Genetic contributions to variation in human stature in prehistoric Europe

Abstract

The relative contributions of genetics and environment to temporal and geographic variation in human height remain largely unknown. Ancient DNA has identified changes in genetic ancestry over time, but it is not clear whether those changes in ancestry are associated with changes in height. Here, we directly test whether changes over the past 38,000 y in European height predicted using DNA from 1,071 ancient individuals are consistent with changes observed in 1,159 skeletal remains from comparable populations. We show that the observed decrease in height between the Early Upper Paleolithic and the Mesolithic is qualitatively predicted by genetics. Similarly, both skeletal and genetic height remained constant between the Mesolithic and Neolithic and increased between the Neolithic and Bronze Age. Sitting height changes much less than standing height-consistent with genetic predictions-although genetics predicts a small post-Neolithic increase that is not observed in skeletal remains. Geographic variation in stature is also qualitatively consistent with genetic predictions, particularly with respect to latitude. Finally, we hypothesize that an observed decrease in genetic heel bone mineral density in the Neolithic reflects adaptation to the decreased mobility indicated by decreased femoral bending strength. This study provides a model for interpreting phenotypic changes predicted from ancient DNA and demonstrates how they can be combined with phenotypic measurements to understand the relative contribution of genetic and developmentally plastic responses to environmental change.

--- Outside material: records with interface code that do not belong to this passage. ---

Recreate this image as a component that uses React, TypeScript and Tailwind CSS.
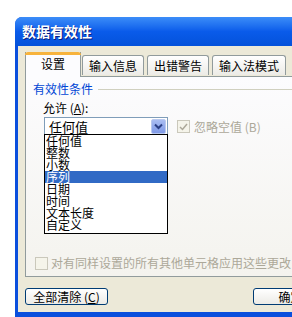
const font = { fontFamily: '"Noto Sans CJK SC", "Noto Sans", sans-serif' };

const items = ["任何值", "整数", "小数", "序列", "日期", "时间", "文本长度", "自定义"];

function Tab({ label, width, active }: { label: string; width: string; active?: boolean }) {
  if (active) {
    return (
      <div className={`relative z-10 flex h-[25px] ${width} items-start justify-center border-x border-[#919B9C] bg-[#FCFCFE] pt-[3px] text-[12px] leading-[16px] text-black`}>
        <div className="absolute -left-px -right-px top-0 h-[3px] rounded-t-[3px] bg-[#F7B33C]" />
        <span className="mt-[1px]">{label}</span>
      </div>
    );
  }
  return (
    <div className={`mt-[3px] flex h-[20px] ${width} items-center justify-center rounded-t-[3px] border border-b-0 border-[#919B9C] bg-gradient-to-b from-white to-[#ECEBE6] text-[12px] text-black`}>
      {label}
    </div>
  );
}

function Check({ className = "" }: { className?: string }) {
  return (
    <div className={`h-[13px] w-[13px] shrink-0 border border-[#CAC8BB] bg-[#F5F4EA] ${className}`} />
  );
}

export default function App() {
  return (
    <div className="relative h-[317px] w-[292px] overflow-hidden bg-white pl-[15px] pt-[17px]" style={font}>
      <div className="flex h-[303px] w-[320px] flex-col rounded-t-[7px] bg-[#0A4FDD]">
        {/* title bar */}
        <div className="flex h-[29px] items-center rounded-t-[7px] bg-gradient-to-b from-[#3C8DF8] via-[#0A5BEA] to-[#0452DA] pl-[7px] text-[14px] font-bold text-white [text-shadow:1px_1px_0_#0A1E80]">
          数据有效性
        </div>

        {/* body */}
        <div className="mb-[8px] ml-[3px] flex flex-1 flex-col bg-[#ECE9D8] pl-[7px] pt-[6px]">
          <div className="flex items-start">
            <Tab label="设置" width="w-[56px]" active />
            <div className="w-[1px]" />
            <Tab label="输入信息" width="w-[62px]" />
            <div className="w-[3px]" />
            <Tab label="出错警告" width="w-[62px]" />
            <div className="w-[3px]" />
            <Tab label="输入法模式" width="w-[74px]" />
          </div>

          {/* panel */}
          <div className="relative -mt-px h-[201px] border border-[#919B9C] bg-gradient-to-b from-[#FCFCFE] to-[#F4F3EE]">
            <div className="flex items-center pl-[7px] pt-[5px]">
              <span className="text-[12px] leading-[14px] text-[#0046D5]">有效性条件</span>
              <div className="ml-[5px] h-px flex-1 bg-[#D0D0BF]" />
            </div>

            <div className="pl-[17px] pt-[5px] text-[12px] leading-[14px] text-black">
              允许 (<span className="underline">A</span>):
            </div>

            <div className="mt-[2px] flex items-center pl-[18px]">
              <div className="flex h-[19px] w-[124px] items-center border border-[#7F9DB9] bg-white">
                <span className="flex-1 pl-[4px] text-[13px] leading-[16px] text-black">任何值</span>
                <div className="mr-px flex h-[15px] w-[15px] items-center justify-center rounded-[2px] border border-[#B9C9EF] bg-gradient-to-b from-[#A9BDF2] to-[#7F99E6]">
                  <svg width="9" height="7" viewBox="0 0 9 7">
                    <path d="M1 1.5 L4.5 5 L8 1.5" fill="none" stroke="#2A3F84" strokeWidth="2" />
                  </svg>
                </div>
              </div>
              <div className="relative ml-[9px] flex items-center">
                <Check />
                <svg width="9" height="8" viewBox="0 0 9 8" className="absolute left-[2px] top-[3px]">
                  <path d="M1 4 L3.5 6.5 L8 1" fill="none" stroke="#ACA899" strokeWidth="1.5" />
                </svg>
              </div>
              <span className="ml-[4px] text-[12px] text-[#ACA899]">忽略空值 (B)</span>
            </div>

            {/* dropdown list lies over the panel */}
            <div className="absolute left-[18px] top-[57px] z-10 w-[124px] border border-black bg-white pb-[2px]">
              {items.map((item) => (
                <div
                  key={item}
                  className={`h-[12px] pl-[1px] text-[12px] leading-[12px] ${
                    item === "序列" ? "bg-[#316AC5] text-white" : "text-black"
                  }`}
                >
                  {item}
                </div>
              ))}
            </div>

            <div className="absolute left-[9px] top-[177px] flex items-center gap-[3px] text-[12px] text-[#ACA899]">
              <Check />
              <span className="whitespace-nowrap">对有同样设置的所有其他单元格应用这些更改</span>
            </div>
          </div>

          {/* buttons */}
          <div className="mt-[11px] flex items-center">
            <div className="flex h-[17px] w-[83px] items-center justify-center rounded-[3px] border border-[#003C74] bg-gradient-to-b from-white to-[#ECEBE6] text-[12px] text-black">
              全部清除 (<span className="underline">C</span>)
            </div>
            <div className="ml-[145px] flex h-[17px] w-[75px] items-center justify-center rounded-[3px] border border-[#003C74] bg-gradient-to-b from-white to-[#ECEBE6] text-[12px] text-black">
              确定
            </div>
          </div>
          <div className="flex-1" />
        </div>
      </div>
    </div>
  );
}
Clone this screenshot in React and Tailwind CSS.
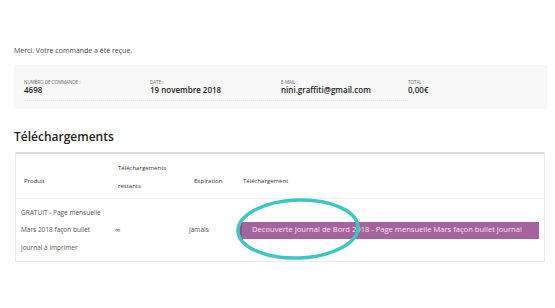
export default function App() {
  const font = { fontFamily: '"Open Sans", "Liberation Sans", sans-serif' };
  const label = 'text-[4.5px] leading-[6px] uppercase text-[#666]';
  const value = 'text-[8px] leading-[10px] font-semibold text-[#222]';
  return (
    <div className="w-[555px] h-[308px] bg-white relative overflow-hidden text-[#555]" style={font}>
      <div className="pt-[46px] px-[14px]">
        <p className="text-[7px] leading-[10px] text-[#444]">Merci. Votre commande a été reçue.</p>

        {/* order summary */}
        <div className="mt-[9px] w-[533px] h-[44px] bg-[#f8f8f8] pl-[10px] pt-[14px]">
          <div className="flex">
            <div className="flex w-[384px] border-b border-dotted border-[#e2e2e2] pb-[5px]">
              <div className="w-[126px]">
                <div className={label}>Numéro de commande :</div>
                <div className={value}>4698</div>
              </div>
              <div className="w-[131px]">
                <div className={label}>Date :</div>
                <div className={value}>19 novembre 2018</div>
              </div>
              <div className="w-[127px]">
                <div className={label}>E-mail :</div>
                <div className={value}>nini.graffiti@gmail.com</div>
              </div>
            </div>
            <div>
              <div className={label}>Total :</div>
              <div className={value}>0,00€</div>
            </div>
          </div>
        </div>

        <h2 className="mt-[20px] text-[12px] leading-[15px] font-semibold text-[#222]">Téléchargements</h2>

        {/* downloads table */}
        <div className="mt-[8px] ml-[1px] w-[530px] border-t-2 border-[#dcdcdc] border-x border-b border-x-[#ececec] border-b-[#ececec]">
          <div className="grid grid-cols-[95px_75px_49px_1fr] h-[45px] border-b border-[#f0f0f0] text-[6px] font-medium text-[#333]">
            <div className="pl-[8px] pt-[23px]">Produit</div>
            <div className="pl-[7px] pt-[5px] leading-[18px]">Téléchargements<br />restants</div>
            <div className="pl-[8px] pt-[23px]">Expiration</div>
            <div className="pl-[8px] pt-[23px]">Téléchargement</div>
          </div>
          <div className="grid grid-cols-[95px_75px_49px_1fr] h-[62px] text-[6.5px] text-[#555] items-center">
            <div className="pl-[5px] leading-[17.5px]">GRATUIT - Page mensuelle<br />Mars 2018 façon bullet<br />journal à imprimer</div>
            <div className="pl-[4px] text-[8px]">∞</div>
            <div className="pl-[3px]">Jamais</div>
            <div className="pl-[4px] pr-[5px]">
              <div className="h-[17px] bg-[#a4639c] border-l-[3px] border-[#8a5283] flex items-center pl-[10px] text-[7.6px] text-[#f3e6f1] whitespace-nowrap">
                Decouverte Journal de Bord 2018 - Page mensuelle Mars façon bullet journal
              </div>
            </div>
          </div>
        </div>
      </div>

      {/* highlight ellipse */}
      <svg className="absolute left-0 top-0" width="555" height="308">
        <ellipse cx="298" cy="229" rx="60" ry="29" fill="none" stroke="#3ec6c4" strokeWidth="3.5" transform="rotate(-2 298 229)" />
      </svg>
    </div>
  );
}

Keywords: ancient DNA; evolution; height; stature.

Fig. 1.

Changes in height PRS and stature through time. Each point is an ancient individual, white lines show fitted values, gray area is the 95% confidence interval, and boxes show parameter estimates and P values for difference in means (δ) and slopes (β). (A–C) PRS(GWAS) (A), PRS(GWAS/Sibs) (B), and skeletal stature (C) with constant values in the EUP, LUP-Neolithic, and post-Neolithic. (D–F) PRS(GWAS) (D), PRS(GWAS/Sibs) (E), and skeletal stature (F) showing a linear trend between EUP and Neolithic and a different trend in the post-Neolithic.

Fig. 2.

Changes in sitting-height PRS and sitting height through time. Each point is an ancient individual, lines show fitted values, gray area is the 95% confidence interval, and boxes show parameter estimates and P values for difference in means (δ) and slopes (β). (A–C) PRS(GWAS) (A), PRS(GWAS/Sibs) (B), and skeletal sitting height (C), with constant values in the EUP, LUP-Neolithic, and post-Neolithic. (D–F) PRS(GWAS) (D), PRS(GWAS/Sibs) (E), and skeletal sitting height (F) showing a linear trend between EUP and Neolithic and a different trend in the post-Neolithic.

Fig. 3.

Geographic variation in PRS and skeletal standing height. Residuals for the linear height model (Fig. 1 D–F) against (A–C) latitude and (D–F) longitude. Each point is an ancient individual, lines show fitted values, gray area is the 95% confidence interval, and boxes show parameter estimates (β) and P values for slopes.

Fig. 4.

Changes in heel bone mineral density (hBMD) PRS and femur bending strength (FZx) through time. Each point is an ancient individual, lines show fitted values, gray area is the 95% confidence interval, and boxes show parameter estimates and P values for difference in means (δ) and slopes (β). (A and B) PRS(GWAS) (A) and PRS(GWAS/Sibs) (B) for hBMD, with constant values in the EUP-Mesolithic and Neolithic–post-Neolithic. (C) FZx constant in the EUP-Mesolithic, Neolithic, and post-Neolithic. (D and E) PRS(GWAS) (D) and PRS(GWAS/Sibs) (E) for hBMD showing a linear trend between EUP and Mesolithic and a different trend in the Neolithic–post-Neolithic. (F) FZx with a linear trend between EUP and Mesolithic and a different trend in the Neolithic–post-Neolithic.

Fig. 5.

Signals of selection on standing height, sitting height, and bone mineral density. (A–C) −Log₁₀ bootstrap P values for the Q_x statistics (y axis, capped at 4) for GWAS signals. We tested each pair of adjacent populations, and the combination of all of them (“All”). We ordered PRS SNPs by increasing P value and tested the significance of Q_x for increasing numbers of SNPs (x axis). (D) Distribution of Q_x statistics in simulated data (Methods). Observed height values for 6,800 SNPs shown by vertical lines.